I had no intention of ever doing any such thing; I told him that I would prefer to develop wings and fly.

I met Mrs Howe at Grantley Adams airport in Barbados on time. We hugged and kissed. She was as warm as a Caribbean afternoon. We travelled to our destination in the parish of St Philip. On arrival, as she unpacked, she suddenly screamed that her suitcases had been tampered with.

Tags on the handles indicated that her luggage had been searched after check-in and without her presence. One tag gave the reason: the passenger was nervous. And the suitcases were not simply searched - they were ransacked as she relaxed in the departure lounge. The staff of the security company who went through her luggage had re-packed the suitcases, moving around her belongings from one bag to another.

We have travelled through the Caribbean for more than 30 years, to almost every island state. We have been to Africa and to Turkey.

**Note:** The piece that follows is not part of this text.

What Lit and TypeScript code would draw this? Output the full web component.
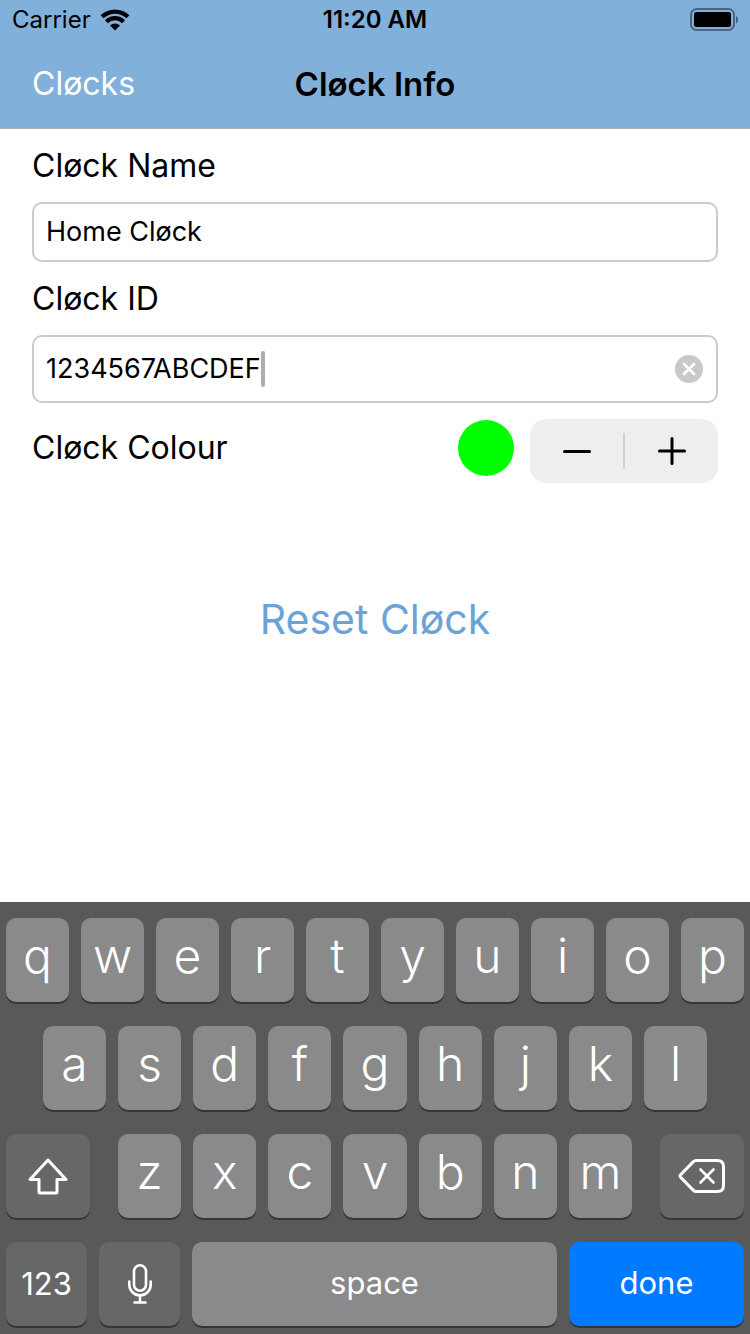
import { LitElement, html, css, svg } from "lit";
import { customElement, property, state } from "lit/decorators.js";
import { classMap } from "lit/directives/class-map.js";

const reset = css`
  *, *::before, *::after { box-sizing: border-box; }
  button, input {
    margin: 0;
    padding: 0;
    border: 0;
    background: none;
    color: inherit;
    font: inherit;
    outline: none;
  }
  button { cursor: pointer; }
  svg { display: block; }
`;

@customElement("status-bar")
export class StatusBar extends LitElement {
  static styles = [reset, css`
    :host {
      display: grid;
      grid-template-columns: 1fr auto 1fr;
      align-items: center;
      height: 40px;
      padding: 0 12px;
      font-size: 24px;
      line-height: 28px;
    }
    .carrier { display: flex; align-items: center; gap: 9px; }
    .time { font-weight: 600; }
    .battery { justify-self: end; }
  `];

  render() {
    return html`
      <span class="carrier">
        Carrier
        <svg width="30" height="22" viewBox="0 0 30 22" role="img" aria-label="Wi-Fi">
          <path d="M.6 6.300a20.600 20.600 0 0 1 28.800 0l-2.900 3a16.500 16.500 0 0 0-23 0z"/>
          <path d="M5 11.200a14.200 14.200 0 0 1 20 0l-3 3a10 10 0 0 0-14 0z"/>
          <path d="M10 16.500a7.200 7.200 0 0 1 10 0L15 21.600z"/>
        </svg>
      </span>
      <span class="time">11:20 AM</span>
      <svg class="battery" width="48" height="24" viewBox="0 0 48 24" role="img" aria-label="Battery full">
        <rect x="1" y="1" width="43" height="21" rx="5.500" fill="none" stroke="#000" stroke-opacity=".42" stroke-width="2"/>
        <rect x="4" y="4" width="37" height="15" rx="2.500"/>
        <path d="M46 8v7.500c2.700-1.300 2.700-6.200 0-7.500z" fill-opacity=".45"/>
      </svg>
    `;
  }
}

type Key = { id: string; label: unknown; name?: string; kind?: "plain" | "dark" | "word" | "dark-word" | "done" };

const letters = (text: string): Key[] => [...text].map((c) => ({ id: c, label: c }));

const shiftIcon = svg`<svg width="42" height="38" viewBox="0 0 42 38" fill="none" stroke="#fff" stroke-width="3" stroke-linejoin="round">
  <path d="M21 3 3 22.500h9V35q0 1 1 1h16q1 0 1-1V22.500h9z"/></svg>`;
const deleteIcon = svg`<svg width="48" height="36" viewBox="0 0 48 36" fill="none" stroke="#fff" stroke-width="3" stroke-linecap="round" stroke-linejoin="round">
  <path d="M18 2.500h21.500q6 0 6 6v19q0 6-6 6H18q-1.500 0-2.600-1.100L2.600 19.200q-1.100-1.200 0-2.400L15.400 3.600Q16.500 2.500 18 2.500z"/>
  <path stroke-width="2.600" d="m22.500 11.500 13 13m0-13-13 13"/></svg>`;
const micIcon = svg`<svg width="26" height="42" viewBox="0 0 26 42" fill="none" stroke="#fff" stroke-width="2.600" stroke-linecap="round">
  <rect x="7" y="2.300" width="12" height="25.500" rx="6"/>
  <path d="M2.300 18.500v3.200a10.700 10.700 0 0 0 21.400 0v-3.200M13 32.500v6M7.500 39.500h11"/></svg>`;

@customElement("key-board")
export class KeyBoard extends LitElement {
  static styles = [reset, css`
    :host {
      display: flex;
      flex-direction: column;
      gap: 24px;
      padding: 16px 6px 8px;
      background: #595959;
      color: #fff;
    }
    .row { display: grid; grid-auto-flow: column; grid-auto-columns: 1fr; gap: 12px; }
    .home { padding: 0 5%; }
    .lower { grid-auto-columns: auto; grid-template-columns: 84fr 514fr 84fr; gap: 28px; }
    .bottom { grid-auto-columns: auto; grid-template-columns: 81fr 81fr 365fr 175fr; }
    .key {
      display: flex;
      align-items: center;
      justify-content: center;
      width: 100%;
      min-width: 0;
      height: 84px;
      padding-bottom: 8px;
      border-radius: 10px;
      background: #8a8a8a;
      box-shadow: 0 2px 0 #353535;
      font-size: 48px;
      font-weight: 300;
      line-height: 58px;
    }
    .word { padding-bottom: 2px; font-size: 31px; font-weight: 400; line-height: 38px; }
    .dark { padding-bottom: 0; background: #676767; }
    .done { background: #007aff; }
  `];

  private key(k: Key) {
    const kind = k.kind ?? "plain";
    return html`<button
      type="button"
      class=${classMap({
        key: true,
        dark: kind === "dark" || kind === "dark-word",
        word: kind === "word" || kind === "dark-word" || kind === "done",
        done: kind === "done",
      })}
      aria-label=${k.name ?? k.id}
      @click=${() => this.dispatchEvent(new CustomEvent("key-press", { detail: k.id }))}
    >${k.label}</button>`;
  }

  render() {
    return html`
      <div class="row">${letters("qwertyuiop").map((k) => this.key(k))}</div>
      <div class="row home">${letters("asdfghjkl").map((k) => this.key(k))}</div>
      <div class="row lower">
        ${this.key({ id: "shift", label: shiftIcon, kind: "dark" })}
        <div class="row">${letters("zxcvbnm").map((k) => this.key(k))}</div>
        ${this.key({ id: "delete", label: deleteIcon, kind: "dark" })}
      </div>
      <div class="row bottom">
        ${this.key({ id: "123", label: "123", kind: "dark-word" })}
        ${this.key({ id: "dictate", label: micIcon, kind: "dark" })}
        ${this.key({ id: "space", label: "space", kind: "word" })}
        ${this.key({ id: "done", label: "done", kind: "done" })}
      </div>
    `;
  }
}

@customElement("colour-stepper")
export class ColourStepper extends LitElement {
  static styles = [reset, css`
    :host {
      display: flex;
      align-items: center;
      width: 188px;
      height: 64px;
      border-radius: 16px;
      background: #eeeef0;
    }
    .step { display: flex; flex: 1; align-items: center; justify-content: center; height: 100%; }
    .divider { width: 2px; height: 36px; background: #d0d0d3; }
  `];

  private step(by: number) {
    this.dispatchEvent(new CustomEvent("step", { detail: by }));
  }

  render() {
    return html`
      <button class="step" type="button" aria-label="Previous colour" @click=${() => this.step(-1)}>
        <svg width="28" height="28" viewBox="0 0 28 28" stroke="#000" stroke-width="3" stroke-linecap="round"><path d="M1.500 14.500h25"/></svg>
      </button>
      <span class="divider"></span>
      <button class="step" type="button" aria-label="Next colour" @click=${() => this.step(1)}>
        <svg width="28" height="28" viewBox="0 0 28 28" stroke="#000" stroke-width="3" stroke-linecap="round"><path d="M1.500 14h25M14 1.500v25"/></svg>
      </button>
    `;
  }
}

const palette = ["#00ff00", "#0080ff", "#ff3b30", "#ffcc00"];

@customElement("app-root")
export class AppRoot extends LitElement {
  static styles = [reset, css`
    :host {
      display: flex;
      flex-direction: column;
      min-height: 100vh;
      background: #fff;
      color: #000;
      font-family: Inter, "Liberation Sans", sans-serif;
    }
    .header { background: #81b0da; border-bottom: 1px solid #a9b0b7; }
    .nav {
      display: grid;
      grid-template-columns: 1fr auto 1fr;
      align-items: center;
      height: 88px;
      padding: 0 32px;
      font-size: 32px;
      line-height: 40px;
    }
    .back { color: #fff; text-decoration: none; }
    .title { margin: 0; font-size: 33px; font-weight: 600; line-height: 40px; }
    .form { display: flex; flex: 1; flex-direction: column; gap: 16px; padding: 16px 32px; }
    .label { font-size: 32px; line-height: 41px; }
    .field {
      display: flex;
      align-items: center;
      height: 60px;
      padding: 0 13px 0 12px;
      border: 2px solid #cbcbcb;
      border-radius: 10px;
      font-size: 27px;
      line-height: 34px;
    }
    .tall { height: 68px; }
    .input { flex: 1; min-width: 0; height: 34px; }
    .hug { flex: 0 1 auto; field-sizing: content; caret-color: transparent; }
    .caret { width: 4px; height: 36px; border-radius: 2px; background: #adadad; }
    .clear { margin-left: auto; }
    .colour { display: flex; align-items: flex-start; gap: 16px; }
    .colour-label { flex: 1; font-size: 32px; line-height: 58px; }
    .swatch { width: 56px; height: 56px; margin-top: 1px; border-radius: 50%; }
    .reset {
      align-self: center;
      margin-top: 94px;
      color: #6ba3d6;
      font-size: 41px;
      line-height: 52px;
    }
  `];

  @property() name = "Home Cløck";
  @state() private clockId = "1234567ABCDEF";
  @state() private colour = 0;

  private onStep(e: CustomEvent<number>) {
    this.colour = (this.colour + e.detail + palette.length) % palette.length;
  }

  private onKey(e: CustomEvent<string>) {
    if (e.detail === "delete") this.clockId = this.clockId.slice(0, -1);
    else if (e.detail === "space") this.clockId += " ";
    else if (e.detail.length === 1) this.clockId += e.detail;
  }

  render() {
    return html`
      <header class="header">
        <status-bar></status-bar>
        <nav class="nav">
          <a class="back" href="#">Cløcks</a>
          <h1 class="title">Cløck Info</h1>
        </nav>
      </header>
      <main class="form">
        <label class="label" for="name">Cløck Name</label>
        <div class="field">
          <input class="input" id="name" type="text" .value=${this.name}
            @input=${(e: Event) => (this.name = (e.target as HTMLInputElement).value)}>
        </div>
        <label class="label" for="clock-id">Cløck ID</label>
        <div class="field tall">
          <input class="input hug" id="clock-id" type="text" .value=${this.clockId}
            @input=${(e: Event) => (this.clockId = (e.target as HTMLInputElement).value)}>
          <span class="caret"></span>
          <button class="clear" type="button" aria-label="Clear text" @click=${() => (this.clockId = "")}>
            <svg width="28" height="28" viewBox="0 0 28 28">
              <circle cx="14" cy="14" r="14" fill="#c9c9c9"/>
              <path d="m9 9 10 10m0-10L9 19" stroke="#fff" stroke-width="2.800" stroke-linecap="round"/>
            </svg>
          </button>
        </div>
        <div class="colour" role="group" aria-labelledby="colour-label">
          <span class="colour-label" id="colour-label">Cløck Colour</span>
          <span class="swatch" style="background:${palette[this.colour]}"></span>
          <colour-stepper @step=${this.onStep}></colour-stepper>
        </div>
        <button class="reset" type="button">Reset Cløck</button>
      </main>
      <key-board @key-press=${this.onKey}></key-board>
    `;
  }
}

Nothing like this has ever happened before.

I questioned Mrs Howe closely and all she can remember saying was that she wanted to travel at the front of the plane because she feels uncomfortable at the back. This simple request made her a terrorist suspected of carrying a bomb in her suitcase.

She had brought with her a copy of the New Statesman, which carried a flier advertising a book about "fascist Britain". I do not agree with this bold claim, but a creeping authoritarianism is certainly upon us. A ticket-counter clerk, with no training in psychology, made the decision to violate my wife's possessions without any reasonable cause whatsoever.

Whatever happened to the slogan, Power to the People? It has been supplanted by another, Power to the Counter Clerk.

Darcus Howe is an outspoken writer, broadcaster and social commentator. His TV work includes ‘White Tribe’ in which he put Anglo-Saxon Britain under the spotlight. He also fronted a series called Devil’s Advocate.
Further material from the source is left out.